In the early 20th century, Paul Merab (real name, Petre Merabishvili) was the personal physician of Emperor Menelik II and opened the very first pharmacy in Addis. He was born in 1876 in Ude, South Georgia in a Roman Catholic community .
Educated at the Prestigious Sorbonne in France he went on to become a physician and pharmacist. He practiced in Constantinople where after treating a visiting Ethiopian delegation, he became interested in visiting Ethiopia – consequently he was hired to work as a physician for Emperor Menelik II and moved to Ethiopia where he lived in from 1908 to 1928 (excluding the years of the First World War when he volunteered in the French military).
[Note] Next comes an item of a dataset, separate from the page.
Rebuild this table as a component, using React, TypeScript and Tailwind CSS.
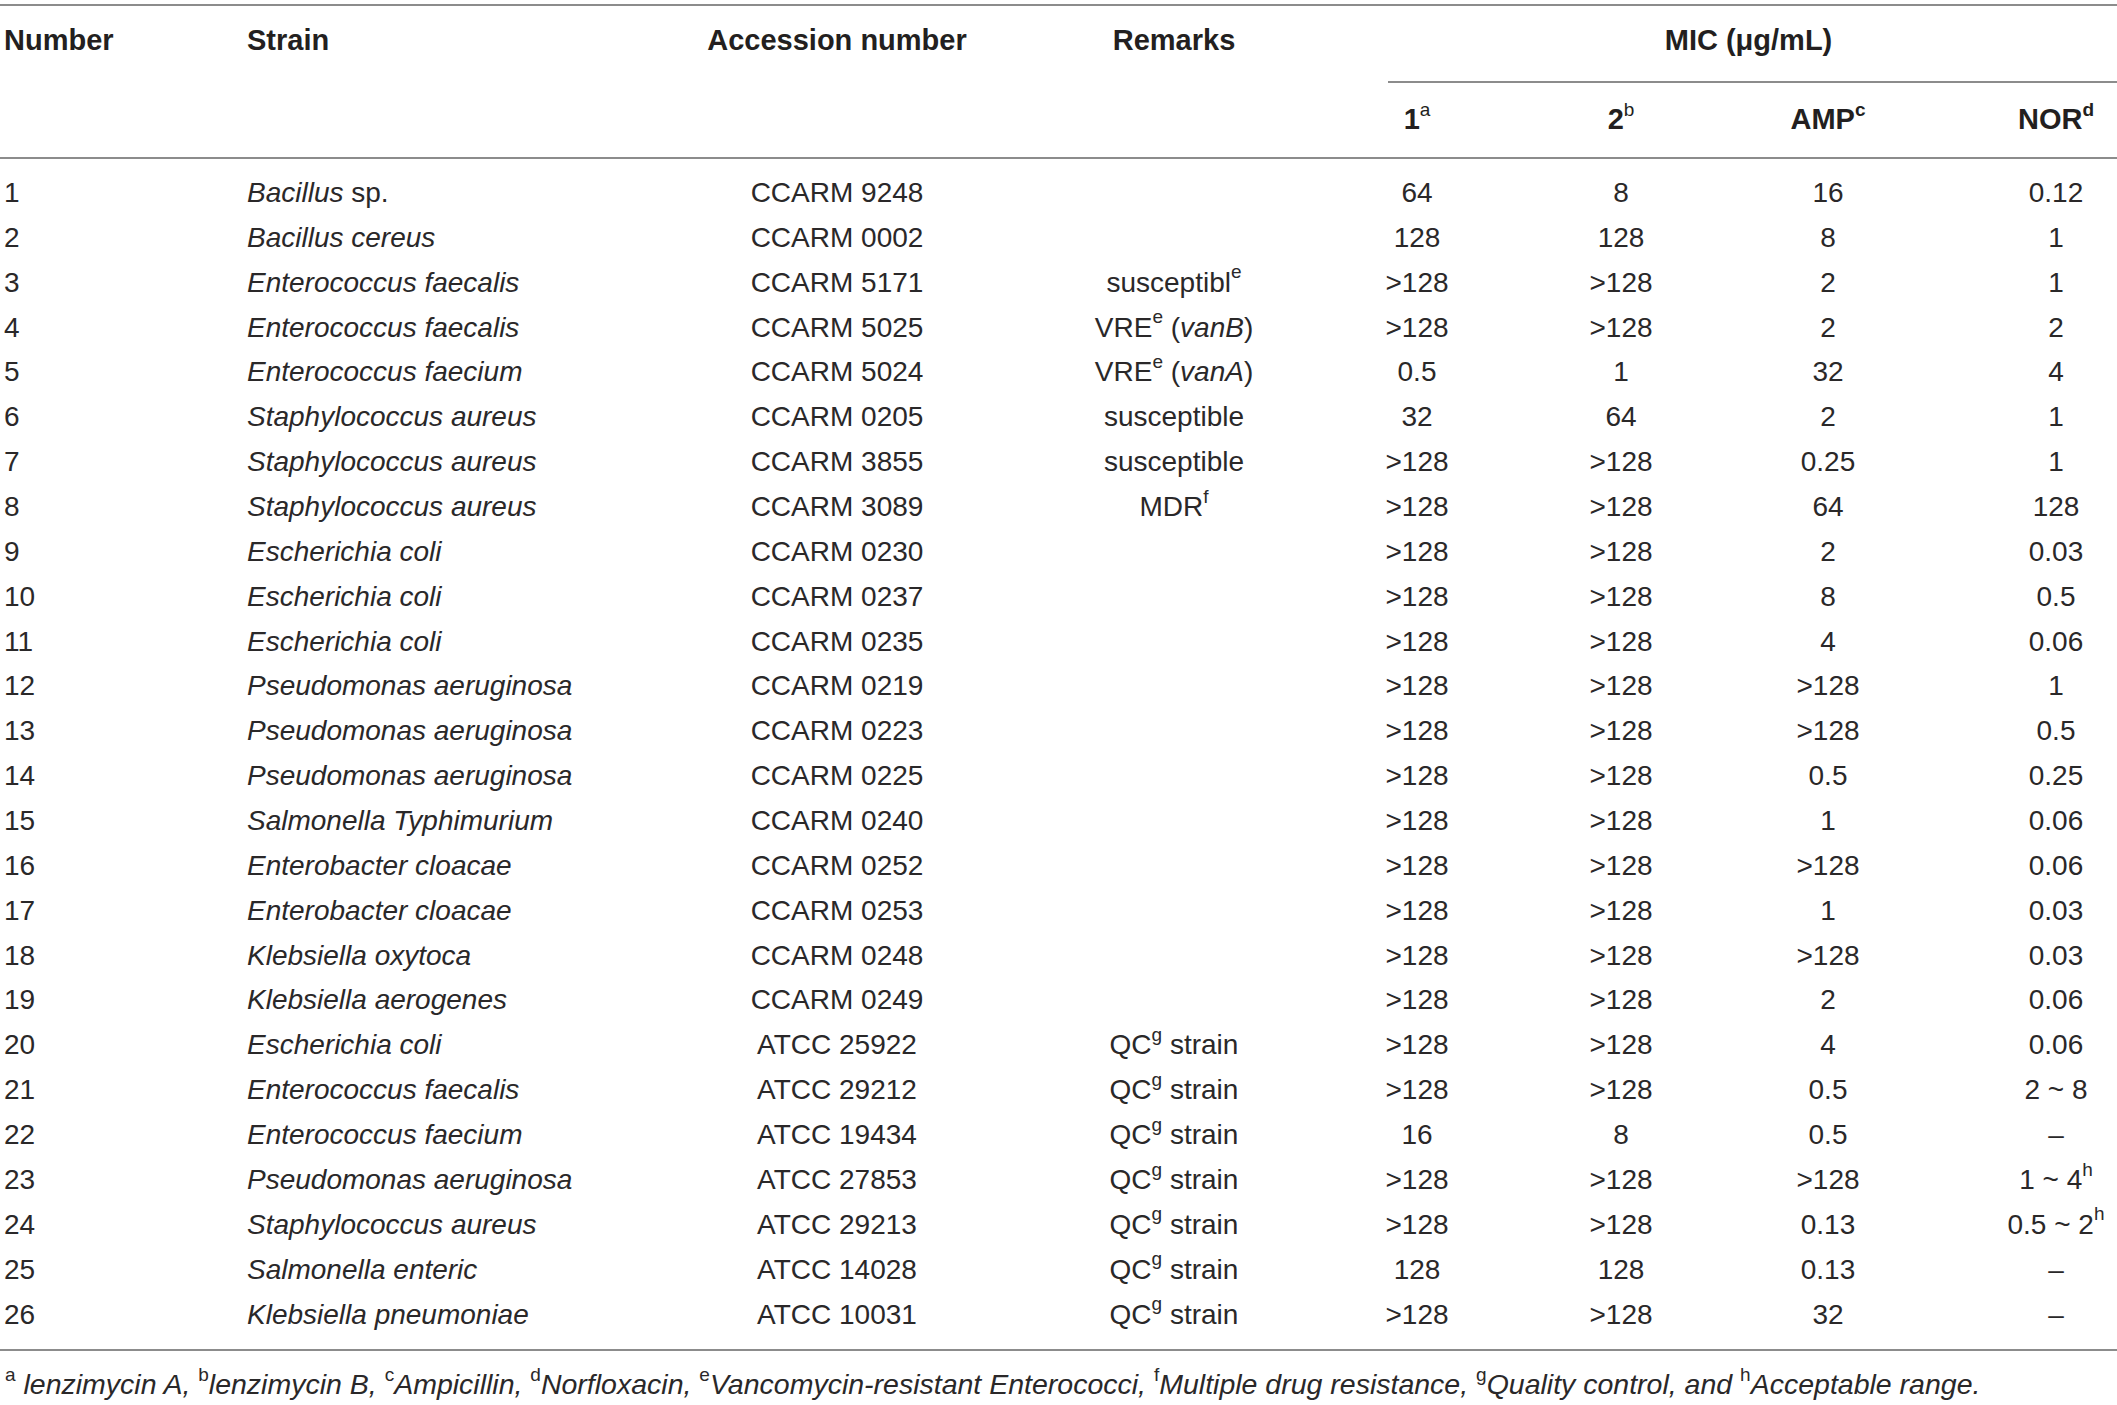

In 1910 he founded the first pharmacy in Addis Ababa which he called Pharmacies de la Georgie (after the country of his birth).
Dr. Merab was considered a man of literary merit and the author of “Medecines ET Medecine en Ethiopia” the first important account of traditional Ethiopian medicine and he also published informative research and memories about Ethiopia.
Dr. Merab was buried in Addis Ababa’s Gulele cemetery. Although Merab enjoyed something of a pharmaceutical monopoly, he nevertheless encountered some competition. Most European, and Indian, groceries at this time stocked popular medicines. These included iodide of potassium, Ricord’s pills, quinine, castor oil, Epsom salts, laudenum, phenic acid and antiseptic cotton. However, recognition for opening the first pharmacy in Ethiopia remains his acknowledged accomplishment in Ethiopia.